Using the material that follows, identify and copy each line with the string "component".

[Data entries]
━━━━━━━━━━

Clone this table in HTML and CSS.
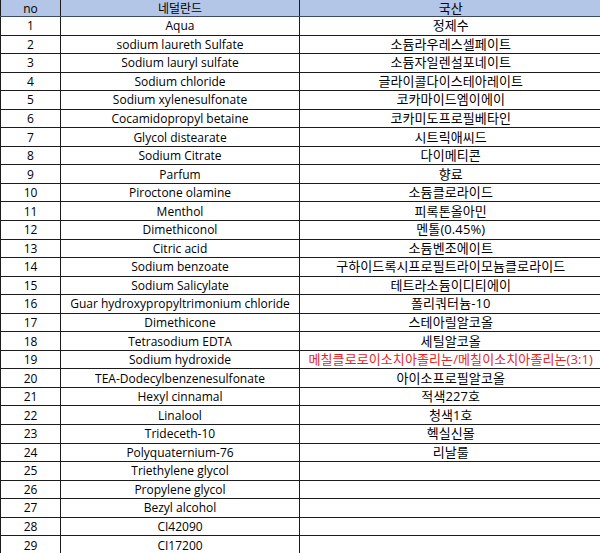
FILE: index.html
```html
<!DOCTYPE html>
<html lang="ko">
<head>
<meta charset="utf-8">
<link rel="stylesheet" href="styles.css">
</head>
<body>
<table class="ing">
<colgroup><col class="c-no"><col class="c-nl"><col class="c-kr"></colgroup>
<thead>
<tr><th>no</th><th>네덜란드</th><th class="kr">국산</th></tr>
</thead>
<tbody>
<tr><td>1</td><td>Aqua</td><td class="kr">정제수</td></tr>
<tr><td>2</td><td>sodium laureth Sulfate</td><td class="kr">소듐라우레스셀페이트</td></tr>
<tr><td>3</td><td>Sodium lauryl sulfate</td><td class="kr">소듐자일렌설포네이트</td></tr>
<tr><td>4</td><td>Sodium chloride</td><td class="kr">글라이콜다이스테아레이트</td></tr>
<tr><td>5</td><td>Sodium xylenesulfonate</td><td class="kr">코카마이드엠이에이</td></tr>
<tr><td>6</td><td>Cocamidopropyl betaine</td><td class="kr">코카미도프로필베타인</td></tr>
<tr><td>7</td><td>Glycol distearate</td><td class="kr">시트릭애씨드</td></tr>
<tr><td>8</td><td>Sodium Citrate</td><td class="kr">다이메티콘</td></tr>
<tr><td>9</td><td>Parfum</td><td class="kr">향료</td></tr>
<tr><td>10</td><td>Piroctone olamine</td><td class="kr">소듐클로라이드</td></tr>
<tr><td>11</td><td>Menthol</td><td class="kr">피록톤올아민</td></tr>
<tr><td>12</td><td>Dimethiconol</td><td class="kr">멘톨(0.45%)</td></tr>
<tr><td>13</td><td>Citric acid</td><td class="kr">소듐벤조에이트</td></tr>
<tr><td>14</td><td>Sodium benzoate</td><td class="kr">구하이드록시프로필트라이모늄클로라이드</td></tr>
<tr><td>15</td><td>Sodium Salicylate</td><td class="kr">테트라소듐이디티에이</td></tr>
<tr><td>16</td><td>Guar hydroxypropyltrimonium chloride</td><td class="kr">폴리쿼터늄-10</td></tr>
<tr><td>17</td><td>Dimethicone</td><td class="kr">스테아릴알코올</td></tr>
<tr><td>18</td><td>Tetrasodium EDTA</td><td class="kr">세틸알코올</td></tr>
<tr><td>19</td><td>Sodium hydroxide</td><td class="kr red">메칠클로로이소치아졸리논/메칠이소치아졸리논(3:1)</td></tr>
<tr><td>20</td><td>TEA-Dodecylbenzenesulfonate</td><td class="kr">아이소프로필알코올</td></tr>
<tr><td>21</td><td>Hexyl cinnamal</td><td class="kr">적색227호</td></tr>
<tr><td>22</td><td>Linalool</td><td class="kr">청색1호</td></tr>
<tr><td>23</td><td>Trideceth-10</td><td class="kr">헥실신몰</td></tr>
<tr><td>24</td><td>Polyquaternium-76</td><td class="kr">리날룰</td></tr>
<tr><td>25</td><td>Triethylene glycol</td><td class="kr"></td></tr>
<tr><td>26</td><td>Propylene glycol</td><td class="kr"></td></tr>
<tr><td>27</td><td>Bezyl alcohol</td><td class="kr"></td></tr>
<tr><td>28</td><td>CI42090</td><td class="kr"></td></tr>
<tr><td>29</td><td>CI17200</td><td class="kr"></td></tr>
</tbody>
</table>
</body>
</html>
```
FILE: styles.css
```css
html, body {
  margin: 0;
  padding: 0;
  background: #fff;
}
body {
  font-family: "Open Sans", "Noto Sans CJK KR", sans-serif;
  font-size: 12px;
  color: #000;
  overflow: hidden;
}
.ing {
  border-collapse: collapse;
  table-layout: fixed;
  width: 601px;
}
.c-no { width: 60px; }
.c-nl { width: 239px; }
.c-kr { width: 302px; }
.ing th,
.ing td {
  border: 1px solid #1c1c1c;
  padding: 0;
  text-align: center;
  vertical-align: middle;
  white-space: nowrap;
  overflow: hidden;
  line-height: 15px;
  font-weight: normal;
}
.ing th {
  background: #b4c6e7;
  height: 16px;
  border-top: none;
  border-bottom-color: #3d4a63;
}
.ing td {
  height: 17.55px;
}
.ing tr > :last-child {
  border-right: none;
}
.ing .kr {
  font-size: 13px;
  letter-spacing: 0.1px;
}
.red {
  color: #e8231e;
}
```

━━━━━━━━━━

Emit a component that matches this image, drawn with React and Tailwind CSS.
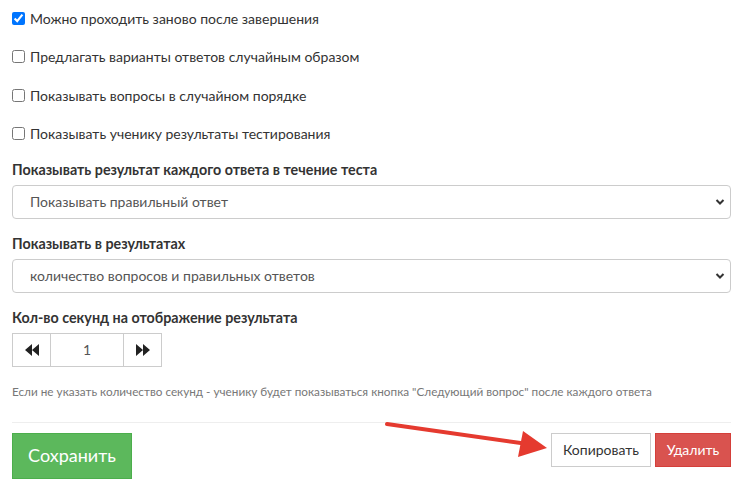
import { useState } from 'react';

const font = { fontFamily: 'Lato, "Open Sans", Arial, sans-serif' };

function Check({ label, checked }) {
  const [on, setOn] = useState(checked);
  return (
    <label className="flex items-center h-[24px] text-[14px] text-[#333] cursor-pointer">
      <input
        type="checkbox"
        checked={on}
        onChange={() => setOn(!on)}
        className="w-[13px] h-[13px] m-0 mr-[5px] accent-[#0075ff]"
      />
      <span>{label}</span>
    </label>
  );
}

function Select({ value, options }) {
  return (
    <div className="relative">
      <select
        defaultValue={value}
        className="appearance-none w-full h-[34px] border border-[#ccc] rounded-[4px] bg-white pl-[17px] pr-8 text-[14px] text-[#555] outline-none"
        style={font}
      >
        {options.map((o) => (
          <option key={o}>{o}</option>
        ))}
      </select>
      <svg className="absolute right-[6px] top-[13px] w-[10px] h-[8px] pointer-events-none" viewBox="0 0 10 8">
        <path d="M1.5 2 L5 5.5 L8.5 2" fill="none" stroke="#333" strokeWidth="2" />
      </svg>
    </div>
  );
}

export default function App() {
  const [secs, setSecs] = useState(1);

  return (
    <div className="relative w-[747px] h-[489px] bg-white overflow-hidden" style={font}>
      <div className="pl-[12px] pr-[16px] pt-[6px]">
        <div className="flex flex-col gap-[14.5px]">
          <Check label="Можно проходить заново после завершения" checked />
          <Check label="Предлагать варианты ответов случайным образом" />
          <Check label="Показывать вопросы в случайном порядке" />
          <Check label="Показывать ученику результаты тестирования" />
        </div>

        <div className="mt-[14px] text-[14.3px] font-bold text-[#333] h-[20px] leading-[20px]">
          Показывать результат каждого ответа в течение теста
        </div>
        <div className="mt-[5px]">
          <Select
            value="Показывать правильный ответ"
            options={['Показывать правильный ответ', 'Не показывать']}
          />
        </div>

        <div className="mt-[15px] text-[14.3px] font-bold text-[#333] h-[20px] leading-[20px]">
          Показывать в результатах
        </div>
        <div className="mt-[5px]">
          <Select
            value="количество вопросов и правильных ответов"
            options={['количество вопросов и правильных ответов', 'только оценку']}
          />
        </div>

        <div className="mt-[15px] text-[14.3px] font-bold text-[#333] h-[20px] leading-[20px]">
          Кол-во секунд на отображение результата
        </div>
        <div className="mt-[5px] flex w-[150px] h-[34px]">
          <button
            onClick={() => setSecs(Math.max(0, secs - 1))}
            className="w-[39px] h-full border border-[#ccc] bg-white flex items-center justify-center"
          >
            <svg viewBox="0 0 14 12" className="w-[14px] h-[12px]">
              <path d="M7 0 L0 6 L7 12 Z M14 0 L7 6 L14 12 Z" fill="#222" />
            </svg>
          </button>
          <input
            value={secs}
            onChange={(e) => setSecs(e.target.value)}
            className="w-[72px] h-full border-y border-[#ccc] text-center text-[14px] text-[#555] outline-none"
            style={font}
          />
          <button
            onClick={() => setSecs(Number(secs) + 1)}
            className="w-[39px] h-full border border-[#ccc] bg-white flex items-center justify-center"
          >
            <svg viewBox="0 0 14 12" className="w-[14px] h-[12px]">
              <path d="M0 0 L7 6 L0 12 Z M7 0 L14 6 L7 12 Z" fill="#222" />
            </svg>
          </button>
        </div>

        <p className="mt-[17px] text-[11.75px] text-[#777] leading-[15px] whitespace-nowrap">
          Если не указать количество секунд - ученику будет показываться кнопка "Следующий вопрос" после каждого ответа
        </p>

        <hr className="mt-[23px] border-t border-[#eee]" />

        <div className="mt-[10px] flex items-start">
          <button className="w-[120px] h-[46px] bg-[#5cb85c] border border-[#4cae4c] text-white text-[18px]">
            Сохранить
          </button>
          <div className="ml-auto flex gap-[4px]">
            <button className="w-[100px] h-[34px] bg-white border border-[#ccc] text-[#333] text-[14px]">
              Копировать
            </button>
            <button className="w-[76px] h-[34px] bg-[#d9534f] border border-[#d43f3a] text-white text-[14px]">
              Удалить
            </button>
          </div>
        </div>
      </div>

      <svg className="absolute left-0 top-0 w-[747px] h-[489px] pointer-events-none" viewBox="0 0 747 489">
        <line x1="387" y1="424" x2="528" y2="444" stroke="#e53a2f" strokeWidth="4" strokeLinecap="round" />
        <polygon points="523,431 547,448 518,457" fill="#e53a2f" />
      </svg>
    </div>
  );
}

━━━━━━━━━━

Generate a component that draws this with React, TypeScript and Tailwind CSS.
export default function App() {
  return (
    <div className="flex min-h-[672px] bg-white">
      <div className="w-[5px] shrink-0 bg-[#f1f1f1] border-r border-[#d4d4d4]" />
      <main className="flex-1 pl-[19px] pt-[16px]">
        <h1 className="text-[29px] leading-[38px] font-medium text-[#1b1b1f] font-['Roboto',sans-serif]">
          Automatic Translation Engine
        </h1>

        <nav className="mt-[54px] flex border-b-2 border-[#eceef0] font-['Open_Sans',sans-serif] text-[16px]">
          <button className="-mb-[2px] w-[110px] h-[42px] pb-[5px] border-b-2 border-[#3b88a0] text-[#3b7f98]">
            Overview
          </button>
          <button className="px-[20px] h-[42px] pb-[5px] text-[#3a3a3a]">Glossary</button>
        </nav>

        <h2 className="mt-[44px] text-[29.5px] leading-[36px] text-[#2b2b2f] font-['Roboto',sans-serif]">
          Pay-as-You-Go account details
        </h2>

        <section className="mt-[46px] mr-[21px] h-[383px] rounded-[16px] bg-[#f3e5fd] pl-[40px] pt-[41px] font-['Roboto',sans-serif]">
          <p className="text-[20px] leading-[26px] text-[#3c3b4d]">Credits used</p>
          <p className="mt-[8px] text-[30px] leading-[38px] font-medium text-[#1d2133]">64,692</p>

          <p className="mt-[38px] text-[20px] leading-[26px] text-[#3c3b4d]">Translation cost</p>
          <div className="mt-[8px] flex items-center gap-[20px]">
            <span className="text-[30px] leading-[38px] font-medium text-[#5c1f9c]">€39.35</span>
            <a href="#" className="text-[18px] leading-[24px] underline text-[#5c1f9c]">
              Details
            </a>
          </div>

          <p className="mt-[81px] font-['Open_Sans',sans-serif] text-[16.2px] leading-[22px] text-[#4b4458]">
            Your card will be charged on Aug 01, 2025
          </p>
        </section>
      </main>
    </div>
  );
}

━━━━━━━━━━

◆ **REPLY**
Emit a component that matches this image, drawn with React and Tailwind CSS.
Generate a component that draws this with React, TypeScript and Tailwind CSS.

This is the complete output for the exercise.